++++ DATASET EXCERPTS ++++
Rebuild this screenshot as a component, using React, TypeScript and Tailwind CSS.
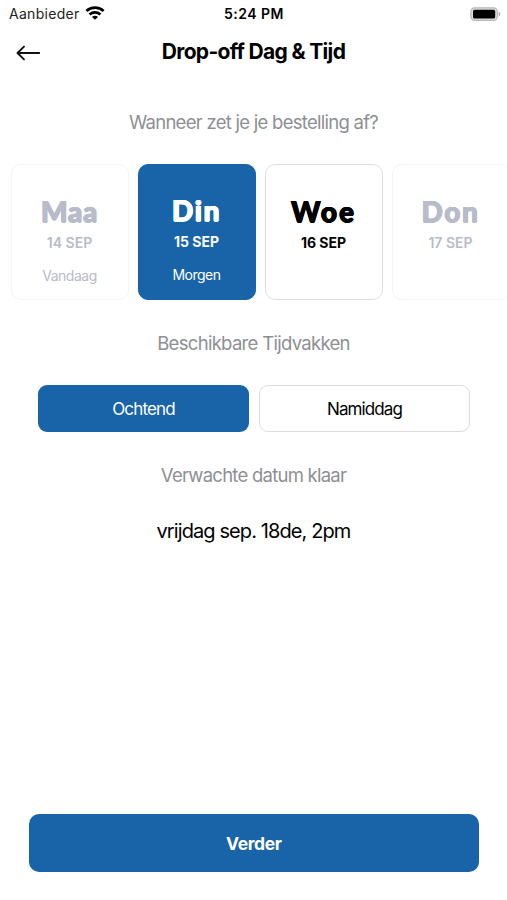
import clsx from "clsx";

type DayState = "disabled" | "selected" | "available";

interface Day {
  name: string;
  date: string;
  note?: string;
  state: DayState;
  nameClass: string;
}

const days: Day[] = [
  { name: "Maa", date: "14 SEP", note: "Vandaag", state: "disabled", nameClass: "tracking-[0.7px]" },
  { name: "Din", date: "15 SEP", note: "Morgen", state: "selected", nameClass: "tracking-[1.6px]" },
  { name: "Woe", date: "16 SEP", state: "available", nameClass: "tracking-[2px]" },
  { name: "Don", date: "17 SEP", state: "disabled", nameClass: "tracking-[1.6px]" },
];

function WifiIcon() {
  return (
    <svg width="20" height="15" viewBox="0 0 20 15" fill="none" stroke="#000" strokeWidth="2.7">
      <path d="M1.4 5C6.2 .6 13.8 .6 18.6 5" />
      <path d="M4.6 8.4c3-2.8 7.8-2.8 10.8 0" />
      <path d="M10 13.7 7 10.9c1.7-1.5 4.3-1.5 6 0Z" fill="#000" stroke="none" />
    </svg>
  );
}

function BatteryIcon() {
  return (
    <svg width="31" height="15" viewBox="0 0 31 15">
      <rect x=".9" y=".8" width="26.4" height="12.6" rx="3.8" fill="#ddd" stroke="#b9b9b9" strokeWidth="1.2" />
      <rect x="3" y="2.8" width="22.2" height="8.8" rx="1.6" fill="#000" />
      <path d="M28.7 4.8c2 .7 2 3.9 0 4.6Z" fill="#aaa" />
    </svg>
  );
}

function BackArrow() {
  return (
    <svg
      width="26"
      height="18"
      viewBox="0 0 26 18"
      fill="none"
      stroke="#111"
      strokeWidth="1.9"
      strokeLinecap="round"
      strokeLinejoin="round"
    >
      <path d="M8 2.6 1.5 9 8 15.4M1.8 9h21.4" />
    </svg>
  );
}

function DayCard({ day }: { day: Day }) {
  return (
    <button
      className={clsx(
        "flex h-[136px] w-[118px] shrink-0 flex-col items-center rounded-[10px] border",
        day.state === "disabled" && "border-[#f5f5f6] bg-white text-[#b8bbc9]",
        day.state === "selected" && "border-[#1964a8] bg-[#1964a8] text-white",
        day.state === "available" && "border-[#dedede] bg-white text-black",
      )}
    >
      <span
        className={clsx(
          "font-['Lato','Open_Sans',sans-serif] text-[28px] leading-8 font-black [text-shadow:0.6px_0_0_currentColor,-0.6px_0_0_currentColor,0_0.5px_0_currentColor,0_-0.5px_0_currentColor]",
          day.state === "selected" ? "mt-[29px]" : "mt-[30px]",
          day.nameClass,
        )}
      >
        {day.name}
      </span>
      <span
        className={clsx("mt-1.5 text-[14px] leading-5 tracking-[0px]", day.state === "disabled" ? "font-semibold" : "font-bold")}
      >
        {day.date}
      </span>
      {day.note && <span className="mt-[13px] text-[14px] leading-5 tracking-[-0.5px]">{day.note}</span>}
    </button>
  );
}

export default function App() {
  return (
    <div className="flex h-[900px] w-[507px] flex-col overflow-hidden bg-white font-['Inter','Liberation_Sans',sans-serif] text-black">
      <div className="grid h-7 shrink-0 grid-cols-3 items-center pr-1.5 pl-[9px]">
        <div className="flex items-center gap-[5px]">
          <span className="text-[14px] leading-7 tracking-[0.3px] text-[#222]">Aanbieder</span>
          <span className="-mt-0.5">
            <WifiIcon />
          </span>
        </div>
        <span className="-ml-0.5 text-center text-[14px] leading-7 font-semibold tracking-[0.5px]">5:24 PM</span>
        <div className="flex justify-end">
          <BatteryIcon />
        </div>
      </div>

      <header className="grid h-[46px] shrink-0 grid-cols-[80px_1fr_80px] items-center">
        <button className="mt-1 ml-4" aria-label="Terug">
          <BackArrow />
        </button>
        <h1 className="pt-0.5 text-center text-[21px] leading-[44px] font-bold tracking-[-0.67px] whitespace-nowrap">
          Drop-off Dag &amp; Tijd
        </h1>
      </header>

      <main className="flex flex-1 flex-col">
        <h2 className="mt-[34px] text-center text-[18.5px] leading-7 tracking-[-0.73px] text-[#8e8f94]">
          Wanneer zet je je bestelling af?
        </h2>

        <div className="mt-7 flex gap-[9px] pl-[10.5px]">
          {days.map((day) => (
            <DayCard key={day.date} day={day} />
          ))}
        </div>

        <h2 className="mt-[29px] text-center text-[18.5px] leading-7 tracking-[-0.7px] text-[#8e8f94]">
          Beschikbare Tijdvakken
        </h2>

        <div className="mt-7 mr-[37px] ml-[38px] grid grid-cols-2 gap-2.5">
          <button className="h-[47px] rounded-[9px] bg-[#1964a8] pt-0.5 text-[17px] tracking-[-0.85px] text-white">
            Ochtend
          </button>
          <button className="h-[47px] rounded-[9px] border border-[#dedede] bg-white pt-0.5 text-[17px] tracking-[-0.9px]">
            Namiddag
          </button>
        </div>

        <h2 className="mt-[29px] text-center text-[18.5px] leading-7 tracking-[-0.75px] text-[#8e8f94]">
          Verwachte datum klaar
        </h2>
        <p className="mt-[28px] text-center text-[20px] leading-7 tracking-[-0.9px]">vrijdag sep. 18de, 2pm</p>
      </main>

      <footer className="shrink-0 pr-7 pb-7 pl-[28.5px]">
        <button className="h-[58px] w-full rounded-[10px] bg-[#1964a8] pt-0.5 text-[17.5px] font-bold tracking-[-0.4px] text-white">
          Verder
        </button>
      </footer>
    </div>
  );
}
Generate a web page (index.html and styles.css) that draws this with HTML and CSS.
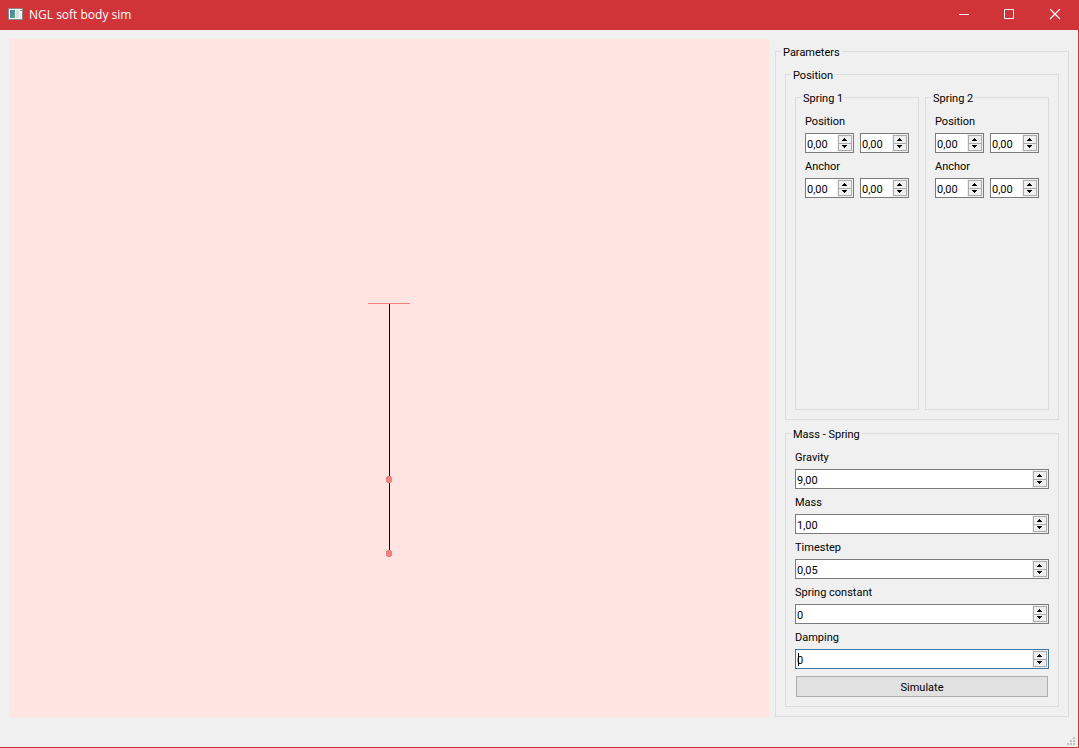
FILE: index.html
```html
<!DOCTYPE html>
<html lang="en">
<head>
<meta charset="utf-8">
<title>NGL soft body sim</title>
<link rel="stylesheet" href="styles.css">
</head>
<body>
<svg class="defs" width="0" height="0" aria-hidden="true">
  <symbol id="up" viewBox="0 0 12 7"><path d="M5 2h1v1h1v1h1v1H3V4h1V3h1z"/></symbol>
  <symbol id="down" viewBox="0 0 12 6"><path d="M3 1h5v1H7v1H6v1H5V3H4V2H3z"/></symbol>
</svg>
<div class="window">
  <header class="titlebar">
    <svg class="app-icon" width="16" height="14" viewBox="0 0 16 14" aria-hidden="true">
      <defs><linearGradient id="pane" x1="0" y1="0" x2="1" y2="1"><stop offset="0" stop-color="#4b78ad"/><stop offset="1" stop-color="#55b07c"/></linearGradient></defs>
      <rect x="0" y="0" width="15" height="12" fill="#8d8588"/>
      <rect x="1" y="1" width="13" height="10" fill="#f7f7f7"/>
      <rect x="2" y="2" width="5" height="8" fill="url(#pane)"/>
      <rect x="8" y="2" width="3" height="8" fill="#d8dcdc"/>
      <rect x="12" y="2" width="2" height="1" fill="#67a58a"/>
      <rect x="12" y="5" width="1" height="5" fill="#e3e6e6"/>
    </svg>
    <h1 class="title">NGL soft body sim</h1>
    <button class="win-button" type="button" aria-label="Minimize"><svg width="12" height="12" viewBox="0 0 12 12"><path d="M2 5h10v1H2z" fill="#fff"/></svg></button>
    <button class="win-button" type="button" aria-label="Maximize"><svg width="12" height="12" viewBox="0 0 12 12"><path d="M1.500 .500h9v9h-9z" fill="none" stroke="#fff"/></svg></button>
    <button class="win-button" type="button" aria-label="Close"><svg width="12" height="12" viewBox="0 0 12 12"><path d="M1 0l10 10M11 0L1 10" fill="none" stroke="#fff" stroke-width="1.200"/></svg></button>
  </header>

  <main class="content">
    <section class="scene" aria-label="Simulation view">
      <svg class="scene-view" viewBox="0 0 760 678">
        <path d="M359 264h42v1h-42z" fill="#f08080"/>
        <path d="M380 265h1v249h-1z" fill="#000"/>
        <path d="M378 437h4v1h1v5h-1v1h-4v-1h-1v-5h1z" fill="#f08080"/>
        <path d="M378 511h4v1h1v5h-1v1h-4v-1h-1v-5h1z" fill="#f08080"/>
      </svg>
    </section>

    <fieldset class="group parameters">
      <legend>Parameters</legend>
      <fieldset class="group position">
        <legend>Position</legend>
        <fieldset class="group spring">
          <legend>Spring 1</legend>
          <div class="field">
            <label for="s1px">Position</label>
            <div class="pair">
              <div class="spin"><input id="s1px" value="0,00"><div class="steps"><button type="button" class="up" aria-label="Increase"><svg><use href="#up"/></svg></button><button type="button" class="down" aria-label="Decrease"><svg><use href="#down"/></svg></button></div></div>
              <div class="spin"><input aria-label="Position Y" value="0,00"><div class="steps"><button type="button" class="up" aria-label="Increase"><svg><use href="#up"/></svg></button><button type="button" class="down" aria-label="Decrease"><svg><use href="#down"/></svg></button></div></div>
            </div>
          </div>
          <div class="field">
            <label for="s1ax">Anchor</label>
            <div class="pair">
              <div class="spin"><input id="s1ax" value="0,00"><div class="steps"><button type="button" class="up" aria-label="Increase"><svg><use href="#up"/></svg></button><button type="button" class="down" aria-label="Decrease"><svg><use href="#down"/></svg></button></div></div>
              <div class="spin"><input aria-label="Anchor Y" value="0,00"><div class="steps"><button type="button" class="up" aria-label="Increase"><svg><use href="#up"/></svg></button><button type="button" class="down" aria-label="Decrease"><svg><use href="#down"/></svg></button></div></div>
            </div>
          </div>
        </fieldset>
        <fieldset class="group spring">
          <legend>Spring 2</legend>
          <div class="field">
            <label for="s2px">Position</label>
            <div class="pair">
              <div class="spin"><input id="s2px" value="0,00"><div class="steps"><button type="button" class="up" aria-label="Increase"><svg><use href="#up"/></svg></button><button type="button" class="down" aria-label="Decrease"><svg><use href="#down"/></svg></button></div></div>
              <div class="spin"><input aria-label="Position Y" value="0,00"><div class="steps"><button type="button" class="up" aria-label="Increase"><svg><use href="#up"/></svg></button><button type="button" class="down" aria-label="Decrease"><svg><use href="#down"/></svg></button></div></div>
            </div>
          </div>
          <div class="field">
            <label for="s2ax">Anchor</label>
            <div class="pair">
              <div class="spin"><input id="s2ax" value="0,00"><div class="steps"><button type="button" class="up" aria-label="Increase"><svg><use href="#up"/></svg></button><button type="button" class="down" aria-label="Decrease"><svg><use href="#down"/></svg></button></div></div>
              <div class="spin"><input aria-label="Anchor Y" value="0,00"><div class="steps"><button type="button" class="up" aria-label="Increase"><svg><use href="#up"/></svg></button><button type="button" class="down" aria-label="Decrease"><svg><use href="#down"/></svg></button></div></div>
            </div>
          </div>
        </fieldset>
      </fieldset>

      <fieldset class="group mass">
        <legend>Mass - Spring</legend>
        <div class="field">
          <label for="gravity">Gravity</label>
          <div class="spin"><input id="gravity" value="9,00"><div class="steps"><button type="button" class="up" aria-label="Increase"><svg><use href="#up"/></svg></button><button type="button" class="down" aria-label="Decrease"><svg><use href="#down"/></svg></button></div></div>
        </div>
        <div class="field">
          <label for="mass">Mass</label>
          <div class="spin"><input id="mass" value="1,00"><div class="steps"><button type="button" class="up" aria-label="Increase"><svg><use href="#up"/></svg></button><button type="button" class="down" aria-label="Decrease"><svg><use href="#down"/></svg></button></div></div>
        </div>
        <div class="field">
          <label for="timestep">Timestep</label>
          <div class="spin"><input id="timestep" value="0,05"><div class="steps"><button type="button" class="up" aria-label="Increase"><svg><use href="#up"/></svg></button><button type="button" class="down" aria-label="Decrease"><svg><use href="#down"/></svg></button></div></div>
        </div>
        <div class="field">
          <label for="constant">Spring constant</label>
          <div class="spin"><input id="constant" value="0"><div class="steps"><button type="button" class="up" aria-label="Increase"><svg><use href="#up"/></svg></button><button type="button" class="down" aria-label="Decrease"><svg><use href="#down"/></svg></button></div></div>
        </div>
        <div class="field">
          <label for="damping">Damping</label>
          <div class="spin active"><input id="damping" value="0"><span class="caret"></span><div class="steps"><button type="button" class="up" aria-label="Increase"><svg><use href="#up"/></svg></button><button type="button" class="down" aria-label="Decrease"><svg><use href="#down"/></svg></button></div></div>
        </div>
        <button class="simulate" type="button">Simulate</button>
      </fieldset>
    </fieldset>
  </main>

  <footer class="statusbar">
    <svg class="grip" width="8" height="8" viewBox="0 0 8 8" aria-hidden="true"><path d="M6 0h2v2H6zM3 3h2v2H3zM6 3h2v2H6zM0 6h2v2H0zM3 6h2v2H3zM6 6h2v2H6z" fill="#bfbfbf"/></svg>
  </footer>
</div>
</body>
</html>
```

FILE: styles.css
```css
* {
  box-sizing: border-box;
}

body {
  margin: 0;
  color: #000;
  font-family: Roboto, "Open Sans", sans-serif;
  font-size: 11px;
  line-height: 15px;
}

button,
input {
  margin: 0;
  padding: 0;
  border: 0;
  border-radius: 0;
  outline: 0;
  background: none;
  color: inherit;
  font: inherit;
}

svg {
  display: block;
}

.defs {
  position: absolute;
}

.window {
  display: flex;
  flex-direction: column;
  min-height: 100vh;
  border: solid #d13438;
  border-width: 0 1px 1px 0;
  background: #f0f0f0;
}

.titlebar {
  display: flex;
  align-items: center;
  height: 30px;
  padding-left: 8px;
  background: #d13438;
  color: #fff;
}

.title {
  flex: 1;
  margin: 0 0 0 5px;
  font-family: "Open Sans", "Noto Sans", sans-serif;
  font-size: 12px;
  font-weight: 400;
  line-height: 16px;
}

.win-button {
  display: flex;
  align-items: center;
  justify-content: center;
  width: 46px;
  height: 30px;
}

.content {
  display: flex;
  flex: 1;
  gap: 6px;
  padding: 9px 9px 0;
}

.scene {
  display: flex;
  flex: 1;
  background: #ffe4e1;
}

.scene-view {
  flex: 1;
  width: 100%;
  min-width: 0;
}

.group {
  display: flex;
  flex-direction: column;
  gap: 6px;
  min-width: 0;
  margin: 0;
  padding: 10px 9px 9px;
  border: 1px solid #dcdcdc;
}

.group > legend {
  height: 13px;
  margin-left: -4px;
  padding: 0 2px;
  line-height: 15px;
}

.parameters {
  gap: 7px;
  width: 294px;
  margin-top: 6px;
}

.position {
  flex: 1;
  flex-direction: row;
}

.spring {
  flex: 1;
}

.field {
  display: flex;
  flex-direction: column;
  gap: 4px;
}

.pair {
  display: grid;
  grid-template-columns: repeat(2, minmax(0, 1fr));
  gap: 6px;
}

.spin {
  position: relative;
  display: flex;
  height: 20px;
  border: 1px solid #7a7a7a;
  background: #fff;
}

.spin.active {
  border-color: #3f76a3;
}

.spin input {
  flex: 1;
  min-width: 0;
  padding: 2px 0 0 1px;
}

.caret {
  position: absolute;
  top: 3px;
  left: 2px;
  width: 1px;
  height: 13px;
  background: #000;
}

.steps {
  display: flex;
  flex-direction: column;
  width: 16px;
  padding: 1px;
  background: #f0f0f0;
}

.steps button {
  border: 1px solid #acacac;
  background: #efefef;
}

.steps .up {
  height: 9px;
}

.steps .down {
  height: 7px;
  border-top: 0;
}

.steps svg {
  width: 12px;
  height: 7px;
}

.steps .down svg {
  height: 6px;
}

.simulate {
  height: 21px;
  margin: 1px 1px 0;
  padding-top: 2px;
  border: 1px solid #adadad;
  background: #e1e1e1;
}

.statusbar {
  display: flex;
  align-items: flex-end;
  justify-content: flex-end;
  height: 30px;
  padding: 0 3px 2px 0;
}
```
++++
TO DO -
Pick out each line that holds the string "index".

WRITTEN SOLUTION -
Generate a web page (index.html and styles.css) that draws this with HTML and CSS.
FILE: index.html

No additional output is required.